Getting a feel for the 'hood

If you ever move some place, getting a bike is key. Not just to make one feel less geriatric and pasty white Northerner, but because it’s the correct speed to simultaneously cover some ground and take a look around.

With a bike, it was easier to see that just block away or so from my front door was a clear view of the Santa Cruz mountains. (I think it’s them anyway. With my sense of direction it could be the fucking Pyrenees and I wouldn’t know.)

And I could take a closer look at the one of the two ice cream men I hear wandering the ‘hood every single fucking day. I’ve actually spotted at least three separate ice cream operations on my street, including your basic ice cream truck, and two street vendors wheeling little refrigerated carts. (It’s hella quaint like I ain’t never seen Back East to see a grown man pushing around a multi-colored, throwback to the ’30s wooden cart every damn day.)

I think the thick concentration of frozen confection vending is due to the proximity of a local park down the street. But what do I know, maybe everywhere here there’s platoons of ice cream men. (You know, instead of the Spanish fantasy of the Golden West with gold in the streets, it could be the shangri-la of creamy treats on every block. It’s all different from Boston here, afterall.)

The two I hear every day cause me to alert like a dog but not in a Pavlovian ice cream lust way. Nope. It’s because one of them has a tinkling little bell (I can hear right now) that sounds exactly like I remember from the reading of the Gospels 10-second warning in a Catholic mass. (For you heathens, they ring bells to signify the importance of the Holy Word, or some such bullshit.)
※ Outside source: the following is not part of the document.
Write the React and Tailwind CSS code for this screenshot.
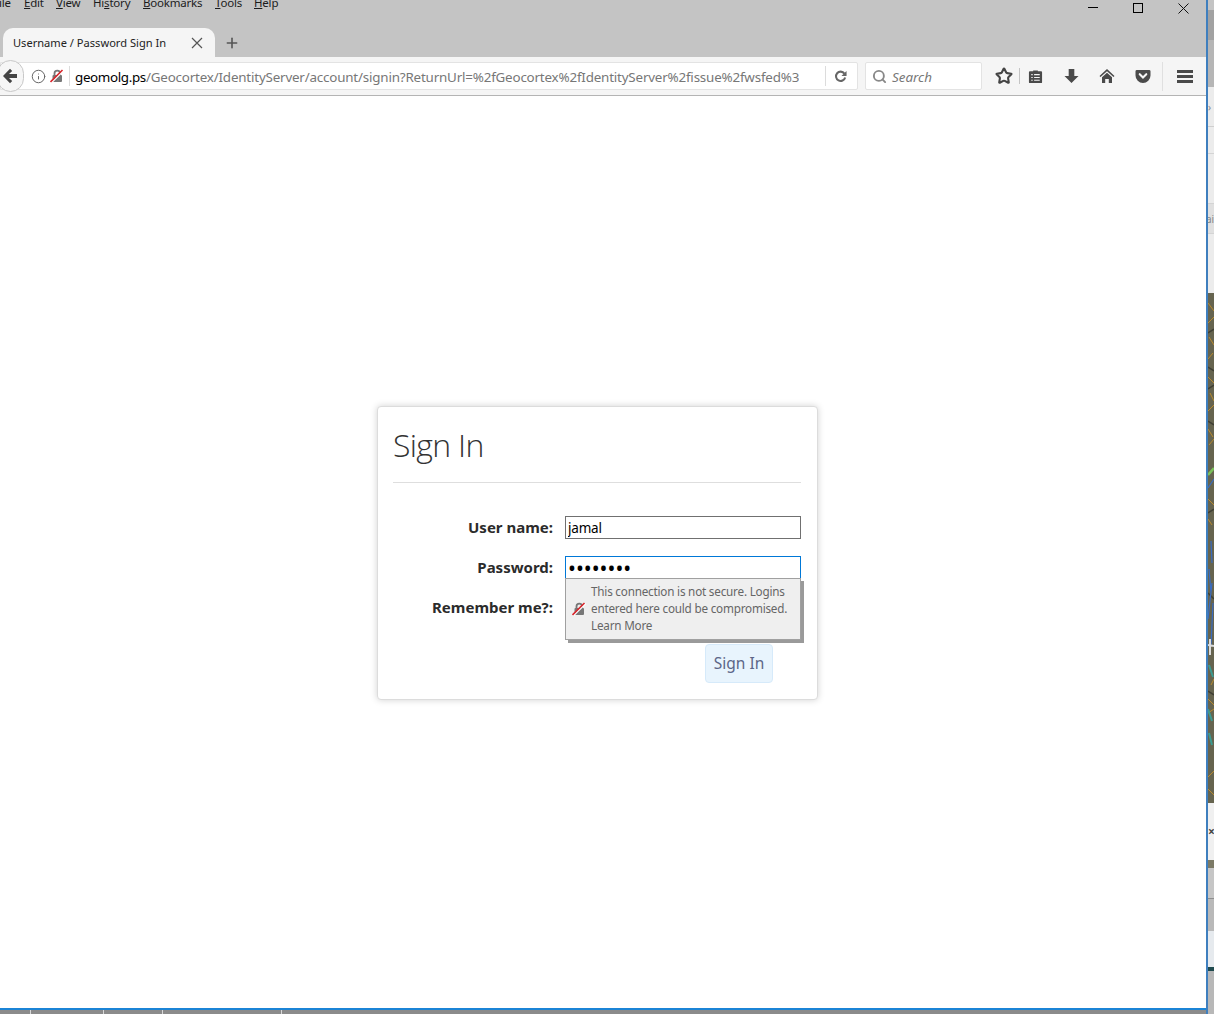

The other guy, his cart plays the little tune from some kids song that goes like:
Does your hair hang low?
Does it waggle to and fro?
Can you tie it in a knot? BLAH BLAH

You know the one? Every single time that ice cream guy comes by I free associate on Dennis Hopper, morphing him in my head through different psychos, starting with the hippie in “Easy Rider,” who played around to that tune, through to the nitrous oxide mask in “Blue Velvet.” Scary ice cream.

Besides, with a bike I zipped right in and out of the jammed up Post Office parking lot full of folks like me, dragging their heels in handing over some cabbage to the government. But, fuck it, the tons o’ dough I owed the U.S. of A. is en route, and I hope I can just make some more.

I’m pushing hard to remain upbeat about the likelihood of my getting some sort of gainful employment. Today was a mixed day of rejection and hope. I heard from one part-time office manager job I didn’t get. The woman was tres cool about the whole thing as far as letting me down easy goes. Apparently, I was a rocking, hardcore, right up in there, contending #2.

Either this #2 status was completely genuine, and I only did just miss out because of a lack of industry X experience (which I’m choosing to believe). Or, the chick hiring was the best pep-talking liar in the world. Either way, you just got to keep going.

(I’m a tinge regretful, because she seemed just the right kind of low key for me to put behind the last fireball of stress such was my last gig. A key moment that sticks out in our interview because of it’s striking contrast to the “best and the brightest” bullshit I survived in the hallowed ivy halls was one remark.

She said, in regard to my letting her know I was looking for something not overly mentally taxing, because I had my own writing junk to energize, “Yeah, I know what you mean. I drove a bus through graduate school.” And we talked about balance and not burning out with total submersion or spending 70 hour weeks.

I only wish the assholes I’ve worked with in the past could have heard that, you know what, there are people with advanced degrees and intellectual acumen who don’t buy into the ball-busting, shark-swimming bullshit.)

Speaking of past work, a recruiter has been casting my resume on the waters. And, he says, there have been murmurs of “impressive.” Right now, he’s working on something at a company run by an alumni of the very place from which I fled west.

Small fucking world.

Any minute now, I’m also looking to crank up the old comedy calendar again. Yup, I’ve finally gotten off my ass and lined up some performance dates. California, here I fucking am.

Talk with me. Please.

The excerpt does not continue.